Размер шрифта
-
+

Люди крыш. Пройти по краю - стр. 32

Цепляясь за косяк, Женя медленно поднялась на ноги и перешагнула порог. Никого. Если не считать пса у камина.

– Привет, толстый! – сказала она ему.

Собачья задница закрутилась с утроенной энергией. Женька всегда подозревала, что эту породу вывели, скрещивая толстых зайцев с не менее толстыми свиньями. Поэтому от друга человека в ней осталась разве что способность любить. По-собачьи преданно. Все остальное – упитанная тушка, уши торчком и неуемный аппетит – было унаследовано от настоящих предков.

– Где же твои хозяева?

Собака перевернулась и хрюкнула.

– Прости, друг, я тебя не понимаю, – вздохнула Женька.

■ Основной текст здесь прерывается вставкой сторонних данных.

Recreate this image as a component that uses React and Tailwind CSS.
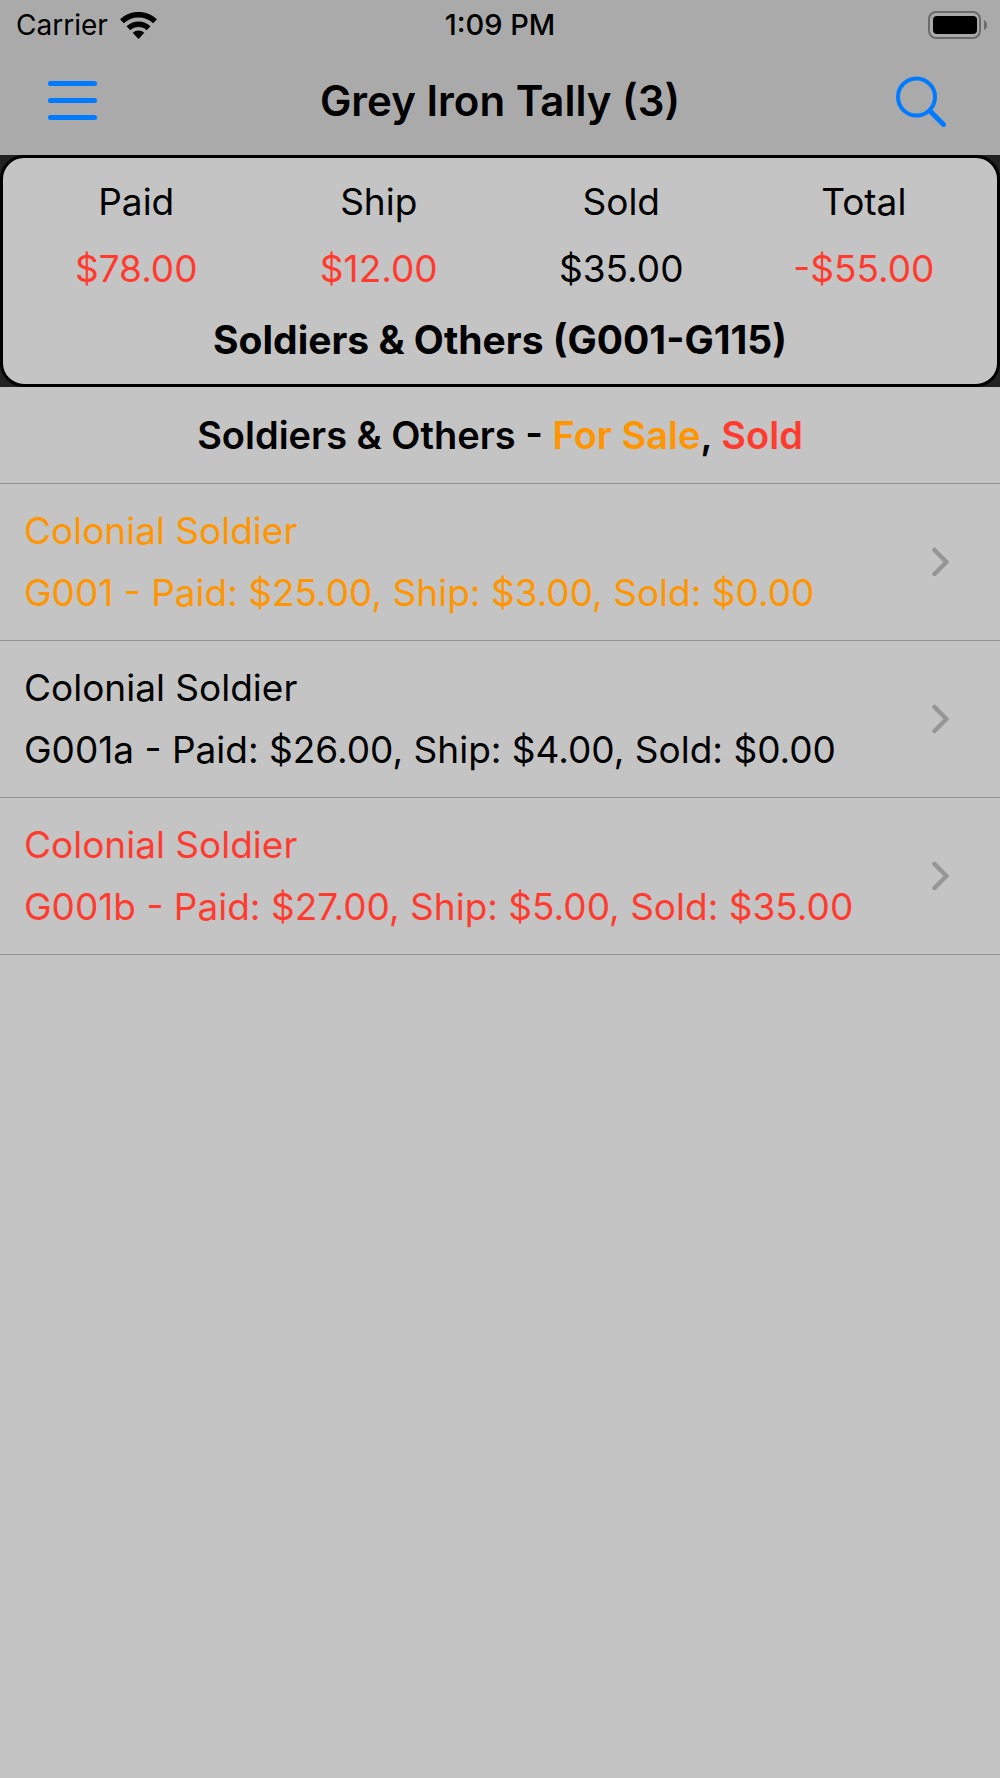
import React from 'react'

const totals = [
  { label: 'Paid', value: '$78.00', color: 'text-[#ff3b30]' },
  { label: 'Ship', value: '$12.00', color: 'text-[#ff3b30]' },
  { label: 'Sold', value: '$35.00', color: 'text-black' },
  { label: 'Total', value: '-$55.00', color: 'text-[#ff3b30]' },
]

const items = [
  { name: 'Colonial Soldier', detail: 'G001 - Paid: $25.00, Ship: $3.00, Sold: $0.00', color: 'text-[#ff9500]' },
  { name: 'Colonial Soldier', detail: 'G001a - Paid: $26.00, Ship: $4.00, Sold: $0.00', color: 'text-black' },
  { name: 'Colonial Soldier', detail: 'G001b - Paid: $27.00, Ship: $5.00, Sold: $35.00', color: 'text-[#ff3b30]' },
]

const StatusBar = () => {
  return (
    <div className="grid grid-cols-3 items-center h-[50px] px-3">
      <div className="flex items-center gap-3 pl-1 text-[28px]">
        <span>Carrier</span>
        <svg width="37" height="27" viewBox="0 0 37 27" aria-hidden="true">
          <path d="M1.900 9.200A24.300 24.300 0 0 1 35.100 9.200" fill="none" stroke="black" strokeWidth="5.500" />
          <path d="M8.400 16.200A14.800 14.800 0 0 1 28.600 16.200" fill="none" stroke="black" strokeWidth="5.500" />
          <path d="M18.500 27L12.700 20.800A8.500 8.500 0 0 1 24.300 20.800z" />
        </svg>
      </div>
      <span className="text-center text-[29px] font-medium">1:09 PM</span>
      <svg className="justify-self-end" width="60" height="28" viewBox="0 0 60 28" aria-hidden="true">
        <rect x="1" y="1" width="51" height="26" rx="7" fill="none" stroke="#6b6b6b" strokeWidth="2" />
        <rect x="5" y="5" width="44" height="18" rx="4" />
        <path d="M56 9q3 1.500 3 5t-3 5z" fill="#6b6b6b" />
      </svg>
    </div>
  )
}

const App = () => {
  return (
    <div className="min-h-screen bg-[#c4c4c4] text-black font-['Inter',sans-serif]">
      <header className="bg-[#aaaaaa]">
        <StatusBar />
        <div className="flex items-center justify-between h-[105px] px-12 pb-1">
          <button aria-label="Menu">
            <svg width="56" height="41" viewBox="0 0 56 41" stroke="#007aff" strokeWidth="5" strokeLinecap="round">
              <path d="M2.500 3.500h44M2.500 20.500h44M2.500 37.500h44" />
            </svg>
          </button>
          <h1 className="text-[42px] font-semibold">Grey Iron Tally (3)</h1>
          <button aria-label="Search">
            <svg width="56" height="53" viewBox="0 0 56 53" fill="none" stroke="#007aff">
              <circle cx="20.500" cy="23" r="18.500" strokeWidth="4" />
              <path d="M34 37l13.500 13.500" strokeWidth="5" strokeLinecap="round" />
            </svg>
          </button>
        </div>
      </header>

      {/* Totals */}
      <section className="bg-[#222]">
        <div className="rounded-[24px] border-[3px] border-black bg-[#c4c4c4] px-3 pt-3 pb-2 text-center">
          <div className="grid grid-cols-4 text-[37px]">
            {totals.map((t) => (
              <div key={t.label}>
                <p className="leading-[64px]">{t.label}</p>
                <p className={`leading-[70px] ${t.color}`}>{t.value}</p>
              </div>
            ))}
          </div>
          <h2 className="text-[39px] leading-[72px] font-bold">Soldiers &amp; Others (G001-G115)</h2>
        </div>
      </section>

      <h3 className="h-[97px] leading-[96px] text-[38px] font-semibold text-center border-b border-[#929292]">
        Soldiers &amp; Others - <span className="text-[#ff9500]">For Sale</span>, <span className="text-[#ff3b30]">Sold</span>
      </h3>

      <ul>
        {items.map((item) => (
          <li key={item.detail} className="border-b border-[#929292]">
            <a href="#item" className={`flex items-center justify-between h-[156px] pl-6 pr-12 text-[37px] leading-[62px] ${item.color}`}>
              <div>
                <p>{item.name}</p>
                <p>{item.detail}</p>
              </div>
              <svg width="22" height="30" viewBox="0 0 22 30" fill="none" stroke="#969696" strokeWidth="4.500" strokeLinecap="round" strokeLinejoin="round" aria-hidden="true">
                <path d="M4.500 3l12 12-12 12" />
              </svg>
            </a>
          </li>
        ))}
      </ul>
    </div>
  )
}

export default App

Она заметила возле камина низкий темно-синий диванчик со следами собачьих когтей и поковыляла к нему. От голода перед глазами плавали круасаны Мамаши Мурр. – Твой хозяин не Шепот случайно? Куда же он подевался?

– Родион Петрович понес Тимку в лазарет. Его подрали сильно, – ответила собака тоненьким голоском.

От неожиданности Женька тоже хрюкнула и плюхнулась на диван.

– А ты Тимкина подружка? – спросил пес и, кряхтя, поскреб задней лапой живот.

– Да… То есть, нет. Я его ученица. – Она не верила своим ушам, тем более что глаза никак не подтверждали услышанного – розовый язык бульдога почти не шевелился. Может, это собака-чревовещатель?

– Правда? Я тоже ученик. Только – Родиона Петровича. Он меня учит людей лечить. Я уже могу головную боль дыханием снять. И раны руками стягивать.

– Руками?! – Женька начала в растерянности искать у бульдога руки, но тут из-за подлокотника дивана вынырнула курносая физиономия мальчишки лет семи. Его волосы были совершенно белые, как рафинад или лунный свет. Или рафинад в лунном свете. А глаза, наоборот, – по-цыгански темные. – Что, не веришь? Спорим?

– Верю-верю, – с облегчением хихикнула Женька. – Я Женя, а тебя как зовут?

– Федор. – Мальчишка сел рядом. На нем была фланелевая рубаха. Точно такая же, как у Шепота, только маленькая.

– Дядя Федор?

– Почему дядя? – Мультфильм про Простоквашино он, похоже, не смотрел.

– Да так, неважно, Федь. Значит, Шепот – врач?

– Нет, целитель. Это другое. Он взглядом может от гриппа вылечить и от этой, как ее, плевмонии…

– А ты?

– И я! Даже ногу сломанную могу срастить.

– Тоже взглядом?

– Почему взглядом? – Федя по-взрослому наморщил лоб. – Слова нужно правильные знать. Я вот знаю. Родион Петрович, когда хочет поспать, меня зовет и говорит: «Смотри, Федор, ты за главного. Если кому голову оторвет – не буди. Сам разбирайся». Знаешь, какой я талантливый? Чего смеешься? Не веришь?

Оттопыренные уши мальчишки вспыхнули малиновым цветом.

– Да верю же! – У Женьки даже щеки свело, так она старалась не засмеяться. – А поесть у тебя не найдется?

Собака, услышав вопрос, радостно захрюкала. Наверное, слово «поесть» она знала не хуже своей клички.

– Тихо, Боров, ты и так полторта сожрал! – цыкнул Федя, на что толстый пес ответил громким урчанием в животе.

Неприметная дверь за камином отворилась, впустив приглушенный перебор гитарных струн и знакомого старика. Увидев Женьку, он, не говоря ни слова, шагнул к дивану, протянул руку и прижал сухие пальцы к ее шее. Пощупал пульс. Женька громко сглотнула. Ей стало не по себе от хмурого взгляда его желтых глаз с узкими зрачками.

– Федь, быстро на кухню. Тащи все, что найдешь. И чая горячего, покрепче. Наша гостья сейчас упадет в голодный обморок.